_EXERCISE OBJECTIVE_.
Pictures stay out of the copy; restate everything else in the material exactly.

_DATA EXCERPT_.
(begin)

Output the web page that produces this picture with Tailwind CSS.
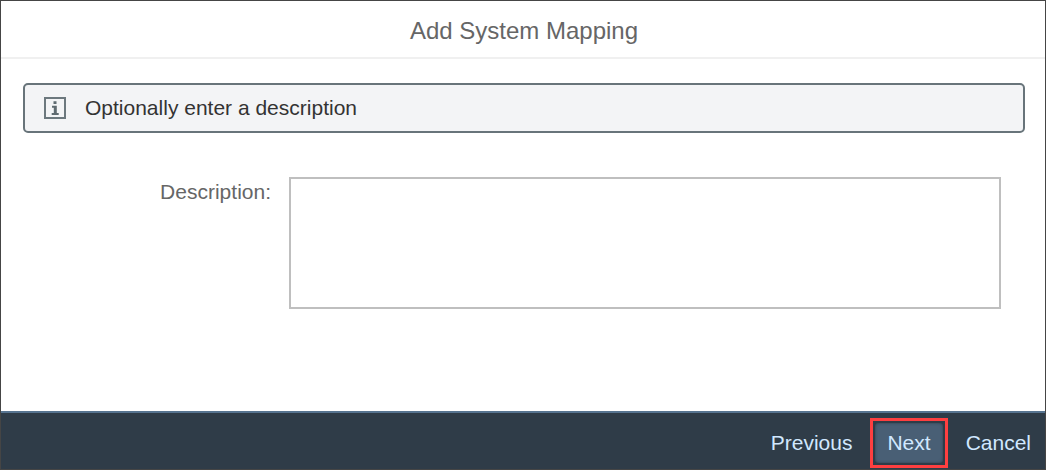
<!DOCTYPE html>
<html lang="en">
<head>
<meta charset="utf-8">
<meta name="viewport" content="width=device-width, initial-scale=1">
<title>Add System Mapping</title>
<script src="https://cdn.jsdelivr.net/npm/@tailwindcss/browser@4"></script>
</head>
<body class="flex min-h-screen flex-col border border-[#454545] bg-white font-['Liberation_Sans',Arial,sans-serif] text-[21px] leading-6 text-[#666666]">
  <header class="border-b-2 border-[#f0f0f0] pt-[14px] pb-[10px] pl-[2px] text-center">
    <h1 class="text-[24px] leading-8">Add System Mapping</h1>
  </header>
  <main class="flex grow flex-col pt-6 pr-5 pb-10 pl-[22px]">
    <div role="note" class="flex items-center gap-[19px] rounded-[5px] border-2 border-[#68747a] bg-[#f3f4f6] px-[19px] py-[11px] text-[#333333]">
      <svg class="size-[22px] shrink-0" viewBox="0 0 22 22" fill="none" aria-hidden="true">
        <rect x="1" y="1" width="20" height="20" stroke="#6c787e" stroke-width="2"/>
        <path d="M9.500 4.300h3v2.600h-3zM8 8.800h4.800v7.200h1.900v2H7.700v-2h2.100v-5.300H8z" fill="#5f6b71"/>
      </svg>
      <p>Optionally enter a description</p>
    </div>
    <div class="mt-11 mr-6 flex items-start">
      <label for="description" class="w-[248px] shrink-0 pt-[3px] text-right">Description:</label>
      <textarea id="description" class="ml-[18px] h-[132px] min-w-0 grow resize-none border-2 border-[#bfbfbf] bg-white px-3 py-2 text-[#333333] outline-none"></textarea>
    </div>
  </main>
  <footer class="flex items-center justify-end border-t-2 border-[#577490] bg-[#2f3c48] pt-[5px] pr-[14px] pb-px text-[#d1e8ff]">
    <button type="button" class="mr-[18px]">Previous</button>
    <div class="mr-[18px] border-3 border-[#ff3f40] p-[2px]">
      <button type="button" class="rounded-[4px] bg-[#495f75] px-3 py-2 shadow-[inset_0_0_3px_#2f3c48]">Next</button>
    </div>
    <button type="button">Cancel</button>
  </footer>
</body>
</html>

(end)

_ANSWER TO THE TASK_.
Output the web page that produces this picture with Tailwind CSS.
<!DOCTYPE html>
<html lang="en">
<head>
<meta charset="utf-8">
<meta name="viewport" content="width=device-width, initial-scale=1">
<title>Add System Mapping</title>
<script src="https://cdn.jsdelivr.net/npm/@tailwindcss/browser@4"></script>
</head>
<body class="flex min-h-screen flex-col border border-[#454545] bg-white font-['Liberation_Sans',Arial,sans-serif] text-[21px] leading-6 text-[#666666]">
  <header class="border-b-2 border-[#f0f0f0] pt-[14px] pb-[10px] pl-[2px] text-center">
    <h1 class="text-[24px] leading-8">Add System Mapping</h1>
  </header>
  <main class="flex grow flex-col pt-6 pr-5 pb-10 pl-[22px]">
    <div role="note" class="flex items-center gap-[19px] rounded-[5px] border-2 border-[#68747a] bg-[#f3f4f6] px-[19px] py-[11px] text-[#333333]">
      <svg class="size-[22px] shrink-0" viewBox="0 0 22 22" fill="none" aria-hidden="true">
        <rect x="1" y="1" width="20" height="20" stroke="#6c787e" stroke-width="2"/>
        <path d="M9.500 4.300h3v2.600h-3zM8 8.800h4.800v7.200h1.900v2H7.700v-2h2.100v-5.300H8z" fill="#5f6b71"/>
      </svg>
      <p>Optionally enter a description</p>
    </div>
    <div class="mt-11 mr-6 flex items-start">
      <label for="description" class="w-[248px] shrink-0 pt-[3px] text-right">Description:</label>
      <textarea id="description" class="ml-[18px] h-[132px] min-w-0 grow resize-none border-2 border-[#bfbfbf] bg-white px-3 py-2 text-[#333333] outline-none"></textarea>
    </div>
  </main>
  <footer class="flex items-center justify-end border-t-2 border-[#577490] bg-[#2f3c48] pt-[5px] pr-[14px] pb-px text-[#d1e8ff]">
    <button type="button" class="mr-[18px]">Previous</button>
    <div class="mr-[18px] border-3 border-[#ff3f40] p-[2px]">
      <button type="button" class="rounded-[4px] bg-[#495f75] px-3 py-2 shadow-[inset_0_0_3px_#2f3c48]">Next</button>
    </div>
    <button type="button">Cancel</button>
  </footer>
</body>
</html>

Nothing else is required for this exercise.